The rise of Generative Artificial Intelligence (GenAI) is helping hackers make new malware faster and more complex than ever, experts have warned, arguing that things may only get tougher for the cybersecurity community.

In its annual Unit 42 Global Incident Response Report, researchers from Palo Alto laid out how AI has become a force multiplier for the attackers, who can now exfiltrate data in just over an hour (72 minutes), whereas in the pre-AI era, that time was around five hours, meaning exfiltration increased by four times.

While the browser remains the “primary battleground”, in which almost half (48%) of all incidents happen, attack complexity is increasing. In fact, almost nine in ten (87%) of intrusions span multiple attack surfaces. In some cases, the attack surfaces are in double digits, and threats are rarely confined to a single environment. Attackers often coordinate across different endpoints, networks, cloud services, SaaS platforms, and identity systems.

Identity woes and supply chain attacks

Palo Alto also said that identity drives initial access.
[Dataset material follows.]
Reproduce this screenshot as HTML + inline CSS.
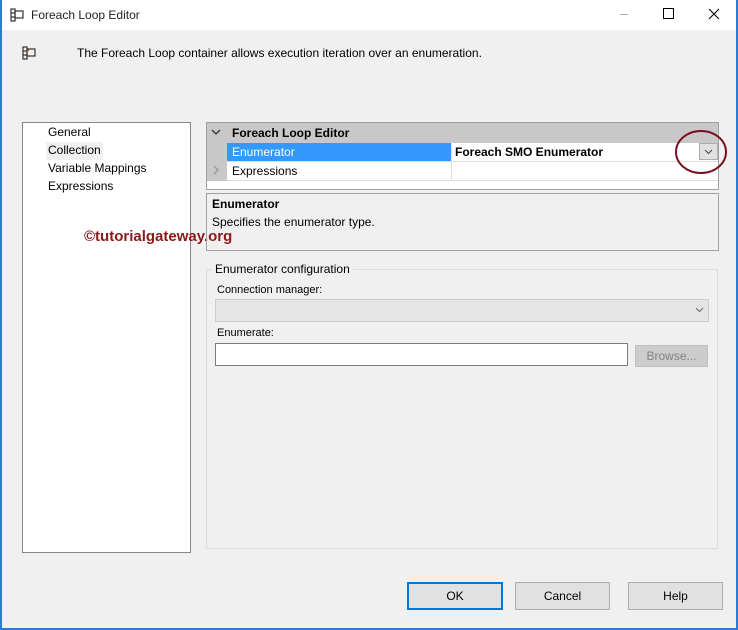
<!DOCTYPE html>
<html><head><meta charset="utf-8"><style>
*{box-sizing:border-box;margin:0;padding:0}
body{width:738px;height:630px;overflow:hidden;background:#f0f0f0;font-family:"Liberation Sans",sans-serif;font-size:12px;color:#000;position:relative}
.a{position:absolute}
.t{position:absolute;white-space:nowrap;line-height:14px}
</style></head><body>
<div class="a" style="left:0;top:0;width:738px;height:30px;background:#fff"></div>
<div class="a" style="left:0;top:0;width:2px;height:630px;background:#2b7bd4"></div>
<div class="a" style="right:0;top:0;width:2px;height:630px;background:#2b7bd4"></div>
<div class="a" style="left:0;bottom:0;width:738px;height:2px;background:#2b7bd4"></div>
<svg class="a" style="left:10px;top:8px" width="16" height="14"><g fill="none" stroke="#333" stroke-width="1.2"><rect x="1" y="1" width="4" height="12"/><line x1="1" y1="5" x2="5" y2="5"/><line x1="1" y1="9" x2="5" y2="9"/><rect x="5" y="3" width="8" height="7"/></g></svg>
<div class="t" style="left:31px;top:8px;font-size:12px;color:#222">Foreach Loop Editor</div>
<div class="a" style="left:620px;top:14px;width:8px;height:1px;background:#aaa"></div>
<div class="a" style="left:663px;top:8px;width:11px;height:11px;border:1px solid #000"></div>
<svg class="a" style="left:708px;top:8px" width="12" height="12"><path d="M1 1L11 11M11 1L1 11" stroke="#000" stroke-width="1.1"/></svg>

<svg class="a" style="left:22px;top:46px" width="16" height="14"><g fill="none" stroke="#333" stroke-width="1.2"><rect x="1" y="1" width="4" height="12"/><line x1="1" y1="5" x2="5" y2="5"/><line x1="1" y1="9" x2="5" y2="9"/><rect x="5" y="3" width="8" height="7"/></g><rect x="6" y="2" width="1" height="3" fill="#a05030"/></svg>
<div class="t" style="left:77px;top:46px">The Foreach Loop container allows execution iteration over an enumeration.</div>

<div class="a" style="left:22px;top:122px;width:169px;height:431px;background:#fff;border:1px solid #828790"></div>
<div class="a" style="left:46px;top:142px;width:57px;height:18px;background:#f0f0f0"></div>
<div class="t" style="left:48px;top:125px">General</div>
<div class="t" style="left:48px;top:143px">Collection</div>
<div class="t" style="left:48px;top:161px">Variable Mappings</div>
<div class="t" style="left:48px;top:179px">Expressions</div>
<div class="t" style="left:84px;top:230px;font-size:15px;font-weight:bold;color:#8b1a1a">©tutorialgateway.org</div>

<div class="a" style="left:206px;top:122px;width:513px;height:68px;background:#fff;border:1px solid #a0a0a0"></div>
<div class="a" style="left:207px;top:123px;width:511px;height:20px;background:#c8c8c8"></div>
<div class="a" style="left:207px;top:143px;width:20px;height:38px;background:#c8c8c8"></div>
<svg class="a" style="left:211px;top:128px" width="10" height="8"><path d="M1 2L5 6L9 2" stroke="#333" stroke-width="1.3" fill="none"/></svg>
<div class="t" style="left:232px;top:126px;font-weight:bold">Foreach Loop Editor</div>
<div class="a" style="left:227px;top:143px;width:224px;height:18px;background:#3399ff"></div>
<div class="t" style="left:232px;top:145px;color:#fff">Enumerator</div>
<div class="a" style="left:451px;top:143px;width:1px;height:38px;background:#ddd"></div>
<div class="a" style="left:227px;top:161px;width:491px;height:1px;background:#ddd"></div>
<div class="a" style="left:227px;top:180px;width:491px;height:1px;background:#ddd"></div>
<div class="t" style="left:455px;top:145px;font-weight:bold">Foreach SMO Enumerator</div>
<div class="a" style="left:699px;top:143px;width:19px;height:17px;background:#e1e1e1;border:1px solid #adadad"></div>
<svg class="a" style="left:704px;top:149px" width="9" height="6"><path d="M1 1L4.5 4.5L8 1" stroke="#444" fill="none"/></svg>
<svg class="a" style="left:212px;top:165px" width="8" height="10"><path d="M2 1L6 5L2 9" stroke="#999" stroke-width="1.3" fill="none"/></svg>
<div class="t" style="left:232px;top:164px">Expressions</div>
<svg class="a" style="left:674px;top:129px" width="56" height="48"><ellipse cx="27" cy="23" rx="25" ry="21" fill="none" stroke="#7a0e1e" stroke-width="2"/></svg>

<div class="a" style="left:206px;top:193px;width:513px;height:58px;border:1px solid #a0a0a0"></div>
<div class="t" style="left:212px;top:197px;font-weight:bold">Enumerator</div>
<div class="t" style="left:212px;top:215px">Specifies the enumerator type.</div>

<div class="a" style="left:206px;top:269px;width:512px;height:280px;border:1px solid #dcdcdc"></div>
<div class="t" style="left:212px;top:262px;background:#f0f0f0;padding:0 3px">Enumerator configuration</div>
<div class="t" style="left:217px;top:283px;font-size:11px">Connection manager:</div>
<div class="a" style="left:215px;top:299px;width:494px;height:23px;background:#e5e5e5;border:1px solid #ccc"></div>
<svg class="a" style="left:695px;top:307px" width="9" height="6"><path d="M1 1L4.5 4.5L8 1" stroke="#666" fill="none"/></svg>
<div class="t" style="left:217px;top:326px;font-size:11px">Enumerate:</div>
<div class="a" style="left:215px;top:343px;width:413px;height:23px;background:#fff;border:1px solid #7a7a7a"></div>
<div class="a" style="left:635px;top:345px;width:73px;height:22px;background:#cccccc;border:1px solid #bfbfbf"></div>
<div class="t" style="left:635px;top:349px;width:73px;text-align:center;color:#838383">Browse...</div>

<div class="a" style="left:407px;top:582px;width:96px;height:28px;background:#e1e1e1;border:2px solid #0078d7"></div>
<div class="t" style="left:407px;top:589px;width:96px;text-align:center">OK</div>
<div class="a" style="left:515px;top:582px;width:95px;height:28px;background:#e1e1e1;border:1px solid #adadad"></div>
<div class="t" style="left:515px;top:589px;width:95px;text-align:center">Cancel</div>
<div class="a" style="left:628px;top:582px;width:95px;height:28px;background:#e1e1e1;border:1px solid #adadad"></div>
<div class="t" style="left:628px;top:589px;width:95px;text-align:center">Help</div>
</body></html>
In nine out of ten incidents, identity weakness was a major factor, and with agentic identity management, the challenge is even more complex. Roughly two-thirds (65%) of initial access stems from social engineering while, in comparison, vulnerabilities take up less than a quarter (22%).

Third-party SaaS applications have also become a prime target. Supply chain attacks spiked by almost four times since 2022 and now make up almost a quarter (23%) of all attacks. Most of the time, the crooks hunt for OAuth tokens and API keys which allow them to move laterally, steal data, lock down systems, and deploy malware.

The report also points out what the industry has been warning for some time now - ransomware operators are pivoting away from encryptors and focusing solely on data extraction.

“From the attacker’s perspective, it’s faster, quieter, and creates immediate pressure without the signals defenders once relied on to detect ransomware attacks,” Palo Alto concluded. .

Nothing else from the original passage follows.